Whilst the court recognised the difficulty for individuals creating hyperlinks of knowing or ascertaining whether material had been posted with or without the consent of the owner, it concluded that this was limited to those who were not pursing a profit in creating the hyperlinks. In those circumstances, the CJEU held that as a general rule, the individual creating the hyperlink does not intervene, knowing the consequences of giving access to the material (which was posted without the consent of the copyright owner).
However, where someone creating a link was aware that the copyright material had not been posted with consent of the owner, then those people were making a conscious intervention and were making a communication to the public. The CJEU likened this to the circumstances discussed in Svensson where a pay wall or website terms and conditions are circumvented.
The CJEU went on however to say that where posting of hyperlinks is for profit, "it can be expected that the person who posted such a link carries out the necessary checks to ensure that the work concerned is not illegally published" so that it should be presumed that the posting is carried out with the knowledge of what is being done.

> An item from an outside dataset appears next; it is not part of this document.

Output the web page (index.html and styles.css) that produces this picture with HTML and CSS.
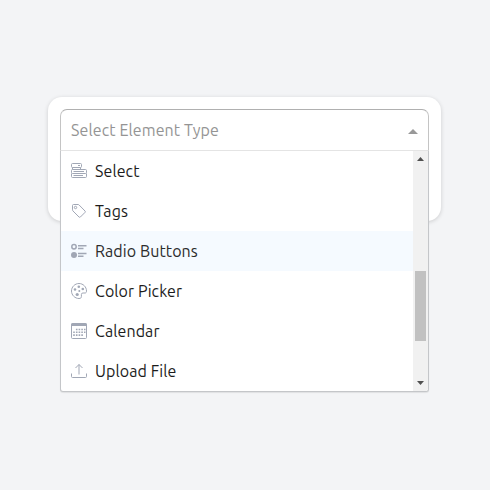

The CJEU held that this would then amount to a deliberate communication to the public. The CJEU did however note that this presumption was rebuttable, but did not expand on how it may be rebutted.
On the facts before it, the CJEU, not surprisingly given the subject-matter, had no problem finding that there had been a deliberate communication to the public in circumstances where the photos had not previously been made available on the internet with Sanoma's consent and GS Media had continued linking to them, even after they had been notified of Sanoma's rights in the photos.